Although taking on a deep-pocketed plaintiff such as Wal-Mart may be an enticing prospect for some attorneys, many observers don’t expect a flood of nationwide bias cases against big employers. After all, handling such litigation is difficult, expensive and risky.
“Someone asked me this week, ‘Isn’t this just about greedy plaintiffs’ lawyers trying to make a buck?’ ” said Joe Sellers, a partner at the Washington law firm of Cohen, Milstein, Hausfeld & Toll. “I had to laugh.”
Sellers is one of a team of lawyers from seven firms and nonprofit organizations across the country working on the women’s case against Wal-Mart. Their investigation began a year before the suit was filed in 2001, and Sellers estimates the case already has cost $1.5 million in expenses -- including expert witnesses, photocopying and travel -- on top of as much as $10 million in attorney’s fees.
Fewer than a dozen plaintiffs’ firms nationwide, experts say, have the experience or financial wherewithal to mount class actions that require so much up-front investigation, research and preparation.
What’s more, judges in several federal circuits are reluctant to create plaintiff classes that are much larger than the number of workers in a particular store, factory or region, lawyers said.
Indeed, the path to obtaining approval for a class action is filled with so many roadblocks that plaintiffs’ lawyers say they don’t waste their time with anything but the most promising cases.
But Jenkins’ decision in the Wal-Mart case gives hope to those lawyers who believe they have the facts to press a broad bias case. Bill Lann Lee is one of them. The former assistant attorney general for civil rights is now at Lief, Cabraser, a law firm in San Francisco.
Lee’s firm has joined the National Assn. for the Advancement of Colored People and Mexican and Asian American legal defense funds in their quest to take retailer Abercrombie & Fitch Co. to court for allegedly discriminating against minority job seekers in hundreds of its trendy clothing stores throughout the country.
The alliance between a well-financed law firm and nonprofit social activists is similar to the one battling Wal-Mart. It brought the Abercrombie suit in the same federal district that the Wal-Mart case is playing out in.
Albany, Ohio-based Abercrombie & Fitch has said it does not tolerate bias.
“Civil rights outfits often don’t have the resources” to take on such cases alone, Lee said. Like the Wal-Mart suit, “Abercrombie may be a harbinger of future cases in that you have partnership between a law firm and a nonprofit.”
Beyond marshaling resources both human and financial, there also is the question of finding suitable targets.

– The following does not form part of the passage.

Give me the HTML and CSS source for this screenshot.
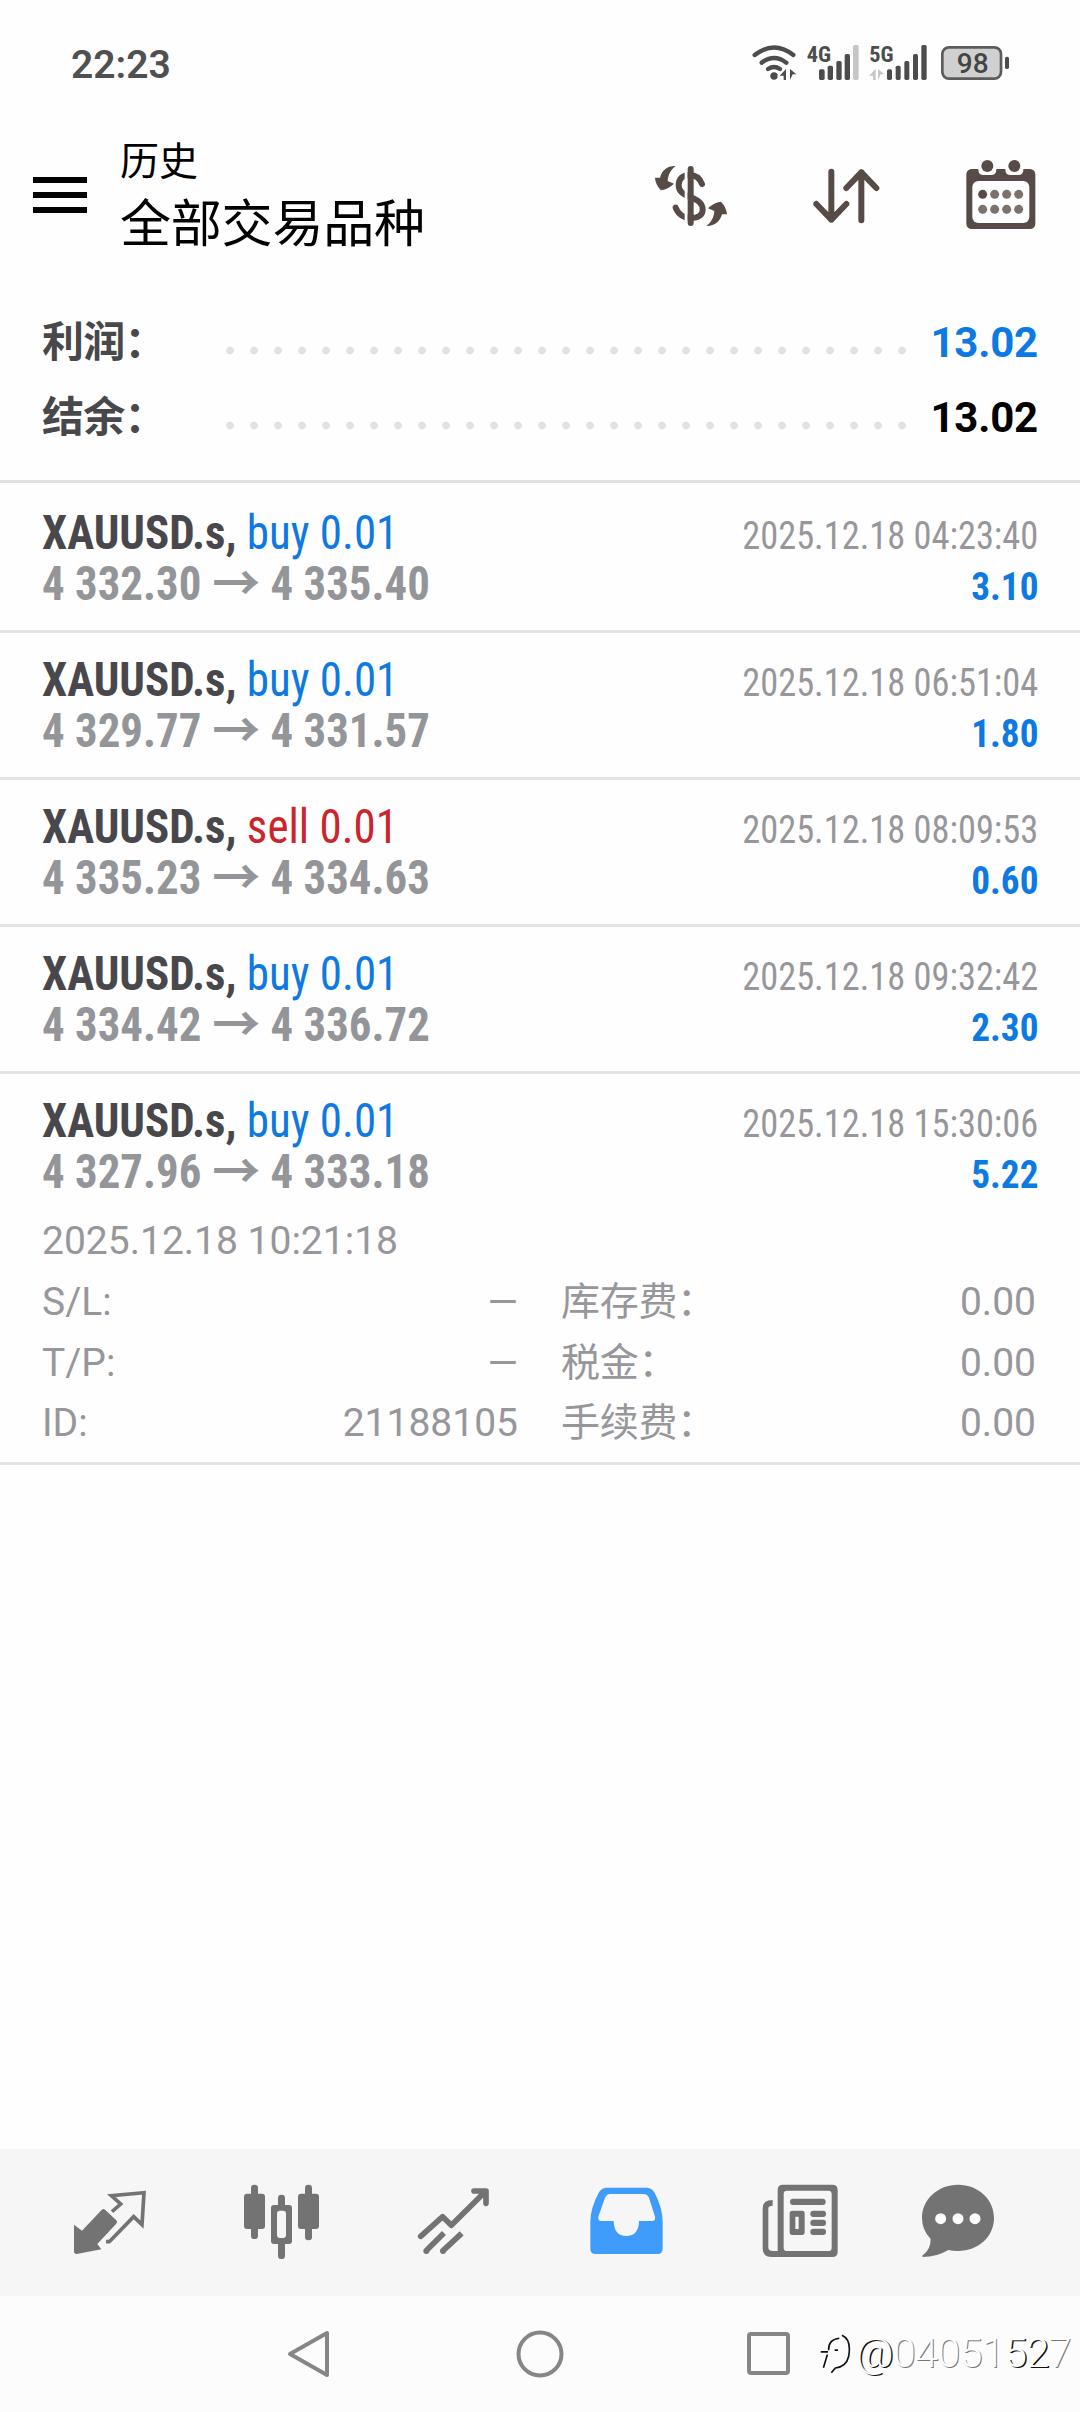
FILE: index.html
```html
<!DOCTYPE html>
<html lang="zh-CN">
<head>
<meta charset="utf-8">
<title>历史</title>
<link rel="stylesheet" href="styles.css">
</head>
<body>
<div class="screen">
  <div class="status">
    <span class="clock">22:23</span>
    <svg class="status-icons" viewBox="0 0 840 210">
      <g fill="none" stroke="#4c4c4c" stroke-width="13" stroke-linecap="round">
        <path d="M44 75Q102 30 160 75"/><path d="M65 98Q102 70 139 98"/><path d="M84 117Q102 105 120 117"/>
      </g>
      <g fill="#4c4c4c">
        <circle cx="102" cy="138" r="11"/>
        <path d="M119 137L138 117V150H131V137ZM150 117L169 133H158L150 150Z"/>
        <rect x="237" y="118" width="17" height="32" rx="5"/><rect x="263" y="107" width="16" height="43" rx="5"/>
        <rect x="289" y="93" width="16" height="57" rx="5"/><rect x="314" y="72" width="16" height="78" rx="5"/>
        <rect x="441" y="118" width="15" height="32" rx="5"/><rect x="467" y="107" width="15" height="43" rx="5"/>
        <rect x="493" y="93" width="15" height="57" rx="5"/><rect x="519" y="72" width="15" height="78" rx="5"/>
        <rect x="544" y="45" width="16" height="105" rx="5"/><rect x="795" y="80" width="12" height="37" rx="5"/>
      </g>
      <g fill="#c6c6c6">
        <rect x="339" y="45" width="17" height="105" rx="5"/>
        <path d="M387 137L407 117V150H399V137ZM414 117L433 133H422L414 150Z"/>
      </g>
      <rect x="607" y="52" width="176" height="94" rx="20" fill="#d0d0d0" stroke="#5c5c5c" stroke-width="8"/>
      <text class="net" x="200" y="96" textLength="73" lengthAdjust="spacingAndGlyphs">4G</text>
      <text class="net" x="388" y="96" textLength="73" lengthAdjust="spacingAndGlyphs">5G</text>
      <text class="charge" x="698" y="130" text-anchor="middle">98</text>
    </svg>
  </div>

  <div class="header">
    <svg class="menu" viewBox="0 0 54 36"><path d="M0 0H54V6H0ZM0 15H54V21H0ZM0 30H54V36H0Z"/></svg>
    <div class="titles"><div class="subtitle">历史</div><div class="title">全部交易品种</div></div>
    <svg width="74" height="72" viewBox="100 84 222 216">
      <path d="M244 159C236 138 224 132 207 132C186 132 174 144 174 163C174 184 192 191 210 199C232 208 246 216 246 236C246 252 232 261 211 261C190 261 172 249 165 230" fill="none" stroke="#564b46" stroke-width="18" stroke-linecap="round"/>
      <path d="M192 100H201V290H192Z" fill="#fefefe"/>
      <rect x="201" y="105" width="18" height="180" rx="9" fill="#564b46"/>
      <path id="swap" d="M165 105C140 104 124 118 118 140L103 140C104 155 112 170 122 178C136 176 150 168 160 158L141 150C142 132 150 116 165 105Z" fill="#564b46"/>
      <use href="#swap" transform="rotate(180 211 195)"/>
    </svg>
    <svg width="69" height="72" viewBox="575 84 207 216">
      <path d="M633 122V266M588 219L633 266L678 219M723 268V124M678 171L723 124L768 171" fill="none" stroke="#564b46" stroke-width="18" stroke-linecap="round" stroke-linejoin="round"/>
    </svg>
    <svg width="72" height="72" viewBox="1034 84 216 216">
      <rect x="1038" y="114" width="207" height="180" rx="16" fill="#564b46"/>
      <rect x="1056" y="150" width="171" height="126" rx="18" fill="#fefefe"/>
      <path d="M1074 110H1128V116Q1128 132 1112 132H1090Q1074 132 1074 116ZM1155 110H1209V116Q1209 132 1193 132H1171Q1155 132 1155 116Z" fill="#fefefe"/>
      <g fill="#564b46"><circle cx="1101" cy="105" r="18"/><circle cx="1182" cy="105" r="18"/><circle cx="1087" cy="190" r="13.500"/></g>
      <g fill="#7b726c"><circle cx="1123" cy="190" r="13.500"/><circle cx="1159" cy="190" r="13.500"/><circle cx="1195" cy="190" r="13.500"/><circle cx="1087" cy="235" r="13.500"/><circle cx="1123" cy="235" r="13.500"/><circle cx="1159" cy="235" r="13.500"/><circle cx="1195" cy="235" r="13.500"/></g>
    </svg>
  </div>

  <div class="summary">
    <div class="sum-row"><span class="sum-label">利润：</span><span class="dots"></span><span class="sum-value profit">13.02</span></div>
    <div class="sum-row"><span class="sum-label">结余：</span><span class="dots"></span><span class="sum-value">13.02</span></div>
  </div>

  <div class="deals">
    <div class="deal">
      <div class="line"><span class="symbol">XAUUSD.s, <span class="buy">buy 0.01</span></span><span class="time">2025.12.18 04:23:40</span></div>
      <div class="line"><span class="prices">4 332.30 <span class="to">→</span> 4 335.40</span><span class="gain">3.10</span></div>
    </div>
    <div class="deal">
      <div class="line"><span class="symbol">XAUUSD.s, <span class="buy">buy 0.01</span></span><span class="time">2025.12.18 06:51:04</span></div>
      <div class="line"><span class="prices">4 329.77 <span class="to">→</span> 4 331.57</span><span class="gain">1.80</span></div>
    </div>
    <div class="deal">
      <div class="line"><span class="symbol">XAUUSD.s, <span class="sell">sell 0.01</span></span><span class="time">2025.12.18 08:09:53</span></div>
      <div class="line"><span class="prices">4 335.23 <span class="to">→</span> 4 334.63</span><span class="gain">0.60</span></div>
    </div>
    <div class="deal">
      <div class="line"><span class="symbol">XAUUSD.s, <span class="buy">buy 0.01</span></span><span class="time">2025.12.18 09:32:42</span></div>
      <div class="line"><span class="prices">4 334.42 <span class="to">→</span> 4 336.72</span><span class="gain">2.30</span></div>
    </div>
    <div class="deal open">
      <div class="line"><span class="symbol">XAUUSD.s, <span class="buy">buy 0.01</span></span><span class="time">2025.12.18 15:30:06</span></div>
      <div class="line"><span class="prices">4 327.96 <span class="to">→</span> 4 333.18</span><span class="gain">5.22</span></div>
      <div class="details">
        <div class="opened">2025.12.18 10:21:18</div>
        <div class="pair"><span>S/L:</span><span class="dash">—</span></div><div class="pair"><span class="fee">库存费：</span><span>0.00</span></div>
        <div class="pair"><span>T/P:</span><span class="dash">—</span></div><div class="pair"><span class="fee">税金：</span><span>0.00</span></div>
        <div class="pair"><span>ID:</span><span>21188105</span></div><div class="pair"><span class="fee">手续费：</span><span>0.00</span></div>
      </div>
    </div>
  </div>

  <div class="tabs">
    <svg viewBox="-48 27 516 441">
      <path d="M102 254L126 272L184 211Q190 204 196 210L228 240Q234 246 228 252L172 312L184 328L110 342Q102 342 102 334Z" fill="#737373"/>
      <path d="M216 215L242 192L214 167L312 158L306 254L281 230L208 305H198" fill="none" stroke="#737373" stroke-width="11"/>
    </svg>
    <svg viewBox="468 27 516 441" fill="#737373">
      <rect x="633" y="134" width="21" height="163" rx="10"/><rect x="612" y="161" width="63" height="106" rx="9"/>
      <rect x="714" y="164" width="21" height="193" rx="10"/><rect x="693" y="195" width="63" height="117" rx="9"/>
      <rect x="711" y="212" width="27" height="82" rx="9" fill="#f6f6f6"/>
      <rect x="795" y="134" width="21" height="167" rx="10"/><rect x="774" y="161" width="63" height="106" rx="9"/>
    </svg>
    <svg viewBox="984 27 516 441" fill="none" stroke="#737373" stroke-width="17" stroke-linejoin="round">
      <path d="M1142 289L1208 230L1234 256L1337 154M1302 153H1338V190" stroke-linecap="round"/>
      <path d="M1212 279L1160 331M1265 280L1210 331"/>
      <g fill="#737373" stroke="none"><circle cx="1159" cy="333" r="9"/><circle cx="1209" cy="333" r="9"/></g>
    </svg>
    <svg viewBox="-60 27 516 441">
      <path d="M138 143H262Q276 144 284 158Q308 205 308 245V326Q308 342 292 342H107Q91 342 91 326V245Q91 205 116 158Q124 144 138 143Z" fill="#409cfb"/>
      <path d="M150 162H250Q263 163 267 173L285 230Q287 243 276 243H237Q236 288 199 288Q162 288 161 243H124Q113 243 115 230L135 173Q140 163 150 162Z" fill="#f6f6f6"/>
    </svg>
    <svg viewBox="456 27 516 441" fill="#737373">
      <path d="M638 180V197Q625 197 625 205V324Q626 333 639 333H653V150Q653 134 669 134H817Q833 134 833 150V335Q833 351 817 351H634Q608 351 608 325V205Q608 180 638 180ZM681 152Q671 152 671 162V323Q671 333 681 333H805Q815 333 815 323V162Q815 152 805 152Z" fill-rule="evenodd"/>
      <rect x="690" y="176" width="107" height="19" rx="9"/>
      <path d="M697 212H726Q734 212 734 220V277Q734 285 726 285H697Q689 285 689 277V220Q689 212 697 212ZM706 230V267H716V230Z" fill-rule="evenodd"/>
      <rect x="751" y="212" width="47" height="19" rx="9"/><rect x="751" y="239" width="47" height="19" rx="9"/><rect x="751" y="266" width="47" height="19" rx="9"/>
    </svg>
    <svg viewBox="972 27 516 441">
      <path d="M1194 134C1255 134 1302 178 1302 234C1302 290 1255 333 1194 333Q1178 333 1165 330Q1130 351 1088 351Q1084 347 1090 344Q1112 328 1112 297Q1086 270 1086 234C1086 178 1134 134 1194 134Z" fill="#737373"/>
      <g fill="#fff"><circle cx="1142" cy="236" r="16.500"/><circle cx="1194" cy="236" r="16.500"/><circle cx="1245" cy="236" r="16.500"/></g>
    </svg>
  </div>

  <div class="navbar">
    <svg viewBox="0 0 48 48"><path d="M42 3V45L5 24Z"/></svg>
    <svg viewBox="0 0 48 48"><circle cx="24" cy="24" r="21.500"/></svg>
    <svg viewBox="0 0 48 48"><rect x="2" y="4" width="39" height="39" rx="2"/></svg>
    <div class="watermark">
      <svg viewBox="60 75 102 130"><path d="M68 135H90M92 130Q90 98 124 94M88 143L76 183M132 85Q162 98 152 150Q145 180 112 184L100 198M110 130H120"/></svg><span><span class="at">@</span>04051<span class="at">52</span>7</span>
    </div>
  </div>
</div>
</body>
</html>
```
FILE: styles.css
```css
* { box-sizing: border-box; }
body { margin: 0; background: #fefefe; }
svg { display: block; flex: none; }

.screen {
  width: 1080px;
  height: 2412px;
  display: flex;
  flex-direction: column;
  font-family: Roboto, "Noto Sans CJK SC", sans-serif;
  color: #48484c;
  overflow: hidden;
}

.status {
  height: 84px;
  display: flex;
  justify-content: space-between;
  padding: 30px 60px 0 71px;
}
.clock {
  font-size: 39px;
  font-weight: 600;
  line-height: 70px;
  color: #505050;
}
.status-icons { width: 280px; height: 70px; }
.net { font: 700 67px "Roboto Condensed", sans-serif; fill: #4c4c4c; }
.charge { font: 500 84px Roboto, sans-serif; fill: #444; }

.header {
  height: 221px;
  display: flex;
  align-items: center;
  gap: 84px;
  padding: 0 43px 0 33px;
}
.menu { width: 54px; height: 36px; }
.titles {
  flex: 1;
  margin-left: -51px;
  padding-bottom: 6px;
  font-family: "Noto Sans CJK SC", sans-serif;
  color: #000;
}
.subtitle { font-size: 39px; line-height: 57px; }
.title { font-size: 51px; line-height: 66px; letter-spacing: -0.2px; }

.summary {
  height: 178px;
  padding: 0 42px;
  border-bottom: 3px solid #e1e1e1;
}
.sum-row {
  height: 75px;
  display: flex;
  line-height: 75px;
  font-size: 42px;
  font-weight: 700;
}
.sum-label { width: 176px; letter-spacing: -0.8px; }
.dots {
  width: 696px;
  background: radial-gradient(circle at 12px 45.500px, #e2e2e2 3.500px, transparent 4.300px) 0 0 / 24px 75px;
}
.sum-value { margin-left: auto; color: #000; letter-spacing: -0.2px; }
.sum-value.profit, .buy, .gain { color: #0d79e2; }
.sell { color: #c9252b; }

.deals { flex: 1; }
.deal {
  height: 147px;
  padding: 24px 42px 0;
}
.deal + .deal { box-shadow: inset 0 3px #e3e4e4; }
.deal.open { height: 394px; border-bottom: 3px solid #e3e4e4; }
.line {
  height: 51px;
  display: flex;
  justify-content: space-between;
  align-items: baseline;
  line-height: 51px;
  font-family: "Roboto Condensed", "Noto Sans CJK SC", sans-serif;
  white-space: pre;
}
.symbol, .prices {
  font-size: 48px;
  font-weight: 700;
  transform: scaleX(0.937);
  transform-origin: left;
}
.prices { color: #949599; transform: scaleX(0.934); }
.buy, .sell { font-weight: 400; }
.to {
  display: inline-block;
  line-height: 1;
  margin: 0 2px;
  transform: scaleX(1.07);
}
.time, .gain {
  font-size: 39px;
  color: #97979b;
  transform: scaleX(0.933);
  transform-origin: right;
}
.gain { font-weight: 700; color: #0d79e2; transform: scaleX(0.955); }

.details {
  display: grid;
  grid-template-columns: 476px 475px;
  column-gap: 43px;
  margin-top: 14px;
  font-size: 39px;
  line-height: 61px;
  color: #97979b;
}
.opened { grid-column: 1 / 3; }
.pair { height: 60.500px; display: flex; justify-content: space-between; }
.fee { letter-spacing: -0.3px; }

.tabs {
  height: 147px;
  display: flex;
  padding: 0 24px;
  background: #f6f6f6;
}
.tabs svg { width: 172px; height: 147px; }

.navbar {
  position: relative;
  height: 116px;
  display: flex;
  align-items: center;
  justify-content: center;
  gap: 183px;
  background: #fcfcfc;
}
.navbar > svg {
  width: 48px;
  height: 48px;
  fill: none;
  stroke: #868686;
  stroke-width: 4;
  stroke-linejoin: round;
}
.watermark {
  position: absolute;
  right: 9px;
  top: 29px;
  display: flex;
  align-items: center;
  gap: 4px;
  font-size: 41px;
  font-weight: 300;
  line-height: 56px;
  letter-spacing: -0.5px;
  color: #fefefe;
  text-shadow: 1px 1px 0 #777;
}
.at { text-shadow: 1.500px 1px 0 #111; }
.watermark svg {
  width: 34px;
  height: 43px;
  fill: none;
  stroke: #111;
  stroke-width: 5;
}
```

Human-relations advisors such as Jim Kuns, a senior consultant with Los Angeles-based Employers Group, maintain that the type of systemic discrimination alleged in the Wal-Mart case is not very common in corporate America any more.
“To even let that kind of thing happen is just hard to believe,” he said. “The employment community knows better.”
Research by Marc Bendick, a Washington-based economist and authority on workplace discrimination, lends some support to that view.
According to Bendick, whose research is being used by the Wal-Mart plaintiffs, at least 80% of the large employers in most industries aren’t vulnerable to company-wide bias suits. At those firms, workforces are sufficiently diverse, women and minorities are represented in the management ranks and pay disparities reflect differences in qualifications, not gender or race, according to a study he conducted of employment data culled by the U.S. Equal Employment Opportunity Commission from 1975 to 2000.
Of course, that still leaves a sizable group of large employers whom Bendick calls “hard core discriminators.”
“We are making progress, but there are these hold-out companies,” he said.